ReMatch: Boosting Representation through Matching for Multimodal Retrieval
Qianying Liu, Xiao Liang, Zhiqiang Zhang, Zhongfei Qing, Fengfan Zhou, Yibo Chen, Xu Tang, Yao Hu, Paul Henderson
TL;DR
ReMatch addresses the limitation of treating multimodal large language models as mere encoders by leveraging their generative capabilities for embedding learning. It introduces a chat-style multimodal matching objective and learnable multi-token augmentation to produce fine-grained, orthogonally diverse embeddings, coupled with an efficient multi-view attention scheme.
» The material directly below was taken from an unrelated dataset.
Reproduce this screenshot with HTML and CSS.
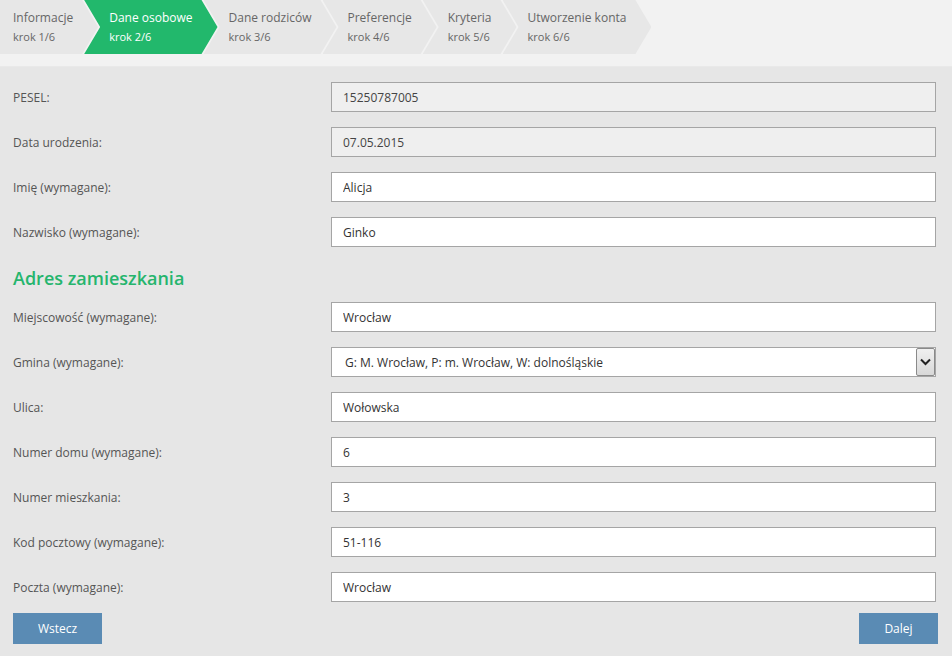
FILE: index.html
```html
<!DOCTYPE html>
<html lang="pl">
<head>
<meta charset="utf-8">
<title>Dane osobowe</title>
<link rel="stylesheet" href="styles.css">
</head>
<body>
<header class="header">
  <nav class="steps">
    <div class="step step-first"><span class="step-title">Informacje</span><span class="step-sub">krok 1/6</span></div>
    <div class="step step-active"><span class="step-title">Dane osobowe</span><span class="step-sub">krok 2/6</span></div>
    <div class="step"><span class="step-title">Dane rodziców</span><span class="step-sub">krok 3/6</span></div>
    <div class="step"><span class="step-title">Preferencje</span><span class="step-sub">krok 4/6</span></div>
    <div class="step"><span class="step-title">Kryteria</span><span class="step-sub">krok 5/6</span></div>
    <div class="step"><span class="step-title">Utworzenie konta</span><span class="step-sub">krok 6/6</span></div>
  </nav>
</header>
<main class="content">
  <form class="form">
    <div class="row"><label class="label">PESEL:</label><input class="field" type="text" value="15250787005" disabled></div>
    <div class="row"><label class="label">Data urodzenia:</label><input class="field" type="text" value="07.05.2015" disabled></div>
    <div class="row"><label class="label">Imię (wymagane):</label><input class="field" type="text" value="Alicja"></div>
    <div class="row"><label class="label">Nazwisko (wymagane):</label><input class="field" type="text" value="Ginko"></div>
    <h2 class="section-title">Adres zamieszkania</h2>
    <div class="row"><label class="label">Miejscowość (wymagane):</label><input class="field" type="text" value="Wrocław"></div>
    <div class="row"><label class="label">Gmina (wymagane):</label>
      <div class="select-wrap">
        <select class="field select"><option>G: M. Wrocław, P: m. Wrocław, W: dolnośląskie</option></select>
        <span class="select-arrow"><svg width="11" height="8" viewBox="0 0 11 8"><path d="M1 1.5 L5.5 6 L10 1.5" fill="none" stroke="#222" stroke-width="2"/></svg></span>
      </div>
    </div>
    <div class="row"><label class="label">Ulica:</label><input class="field" type="text" value="Wołowska"></div>
    <div class="row"><label class="label">Numer domu (wymagane):</label><input class="field" type="text" value="6"></div>
    <div class="row"><label class="label">Numer mieszkania:</label><input class="field" type="text" value="3"></div>
    <div class="row"><label class="label">Kod pocztowy (wymagane):</label><input class="field" type="text" value="51-116"></div>
    <div class="row"><label class="label">Poczta (wymagane):</label><input class="field" type="text" value="Wrocław"></div>
    <div class="actions">
      <button type="button" class="btn">Wstecz</button>
      <button type="button" class="btn">Dalej</button>
    </div>
  </form>
</main>
</body>
</html>
```

FILE: styles.css
```css
* { box-sizing: border-box; }
html, body { margin: 0; padding: 0; }
body {
  font-family: "Open Sans", "Noto Sans", "DejaVu Sans", sans-serif;
  font-size: 12px;
  color: #555;
  background: #e6e6e6;
  width: 952px;
  height: 656px;
  overflow: hidden;
}
.header {
  background: #f2f2f2;
  height: 67px;
  border-bottom: 1px solid #e9e9e9;
}
.steps {
  display: flex;
  height: 54px;
}
.step {
  display: flex;
  flex-direction: column;
  justify-content: center;
  height: 54px;
  padding: 0 25px 0 25px;
  margin-left: -14px;
  background: #e7e7e7;
  color: #666;
  clip-path: polygon(0 0, calc(100% - 16px) 0, 100% 50%, calc(100% - 16px) 100%, 0 100%, 16px 50%);
}
.step-first {
  margin-left: 0;
  padding-left: 13px;
  clip-path: polygon(0 0, calc(100% - 16px) 0, 100% 50%, calc(100% - 16px) 100%, 0 100%);
}
.step-active {
  background: #22b86c;
  color: #fff;
}
.step-title {
  font-size: 12px;
  line-height: 18px;
  white-space: nowrap;
  margin-top: 1px;
}
.step-sub {
  font-size: 11px;
  line-height: 19px;
  white-space: nowrap;
}
.content {
  padding: 15px 16px 0 13px;
}
.form {
  display: flex;
  flex-direction: column;
}
.row {
  display: grid;
  grid-template-columns: 318px 1fr;
  align-items: center;
  height: 30px;
  margin-bottom: 15px;
}
.label {
  color: #555;
  font-size: 12px;
}
.field {
  width: 100%;
  height: 30px;
  border: 1px solid #a5a5a5;
  background: #fff;
  font-family: inherit;
  font-size: 12px;
  color: #333;
  padding: 0 11px;
  margin: 0;
  border-radius: 0;
  outline: none;
}
.field:disabled {
  background: #efefef;
  color: #444;
  -webkit-text-fill-color: #444;
  opacity: 1;
}
.select-wrap {
  position: relative;
}
.select {
  appearance: none;
  -webkit-appearance: none;
  padding-left: 13px;
}
.select-arrow {
  position: absolute;
  right: 1px;
  top: 1px;
  width: 19px;
  height: 28px;
  background: linear-gradient(#f0f0f0, #d8d8d8);
  border: 1px solid #8a8a8a;
  border-radius: 2px;
  display: flex;
  align-items: center;
  justify-content: center;
  pointer-events: none;
}
.section-title {
  margin: 3px 0 11px;
  font-size: 18px;
  line-height: 26px;
  font-weight: 600;
  color: #25b56d;
}
.actions {
  display: flex;
  justify-content: space-between;
  margin-top: -4px;
  margin-right: -2px;
}
.btn {
  height: 31px;
  min-width: 79px;
  padding: 0 25px;
  border: none;
  background: #5a8bb4;
  color: #fff;
  font-family: inherit;
  font-size: 12px;
  border-radius: 0;
}
```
The method jointly optimizes a contrastive objective and a discriminative matching loss, achieving state-of-the-art results on MMEB and strong zero-shot transfer across diverse retrieval tasks. This work demonstrates that integrating generative reasoning with discriminative embedding learning can yield robust, transferable multimodal representations suitable for retrieval and beyond.
Abstract
We present ReMatch, a framework that leverages the generative strength of MLLMs for multimodal retrieval. Previous approaches treated an MLLM as a simple encoder, ignoring its generative nature, and under-utilising its compositional reasoning and world knowledge. We instead train the embedding MLLM end-to-end with a chat-style generative matching stage. The matching stage uses the same MLLM to autoregressively decide relevance from multi-view inputs, including both raw data and its own projected embeddings for each query and document. It provides instance-wise discrimination supervision that complements a standard contrastive loss, offering stronger gradients on hard negatives and preserving the compositional strengths of the original MLLM. To obtain semantically richer multimodal embeddings, we use multiple learnable tokens to augment each input, generating fine-grained contextual, mutually orthogonal embeddings with low inference cost. Leveraging our established high-performance baseline,we assemble the ideas mentioned above into a powerful training recipe and achieve a new state-of-the-art on the Massive Multimodal Embedding Benchmark (MMEB). Our experiments show particularly strong zero-shot generalization results on five datasets, highlighting the robustness and transferability of ReMatch.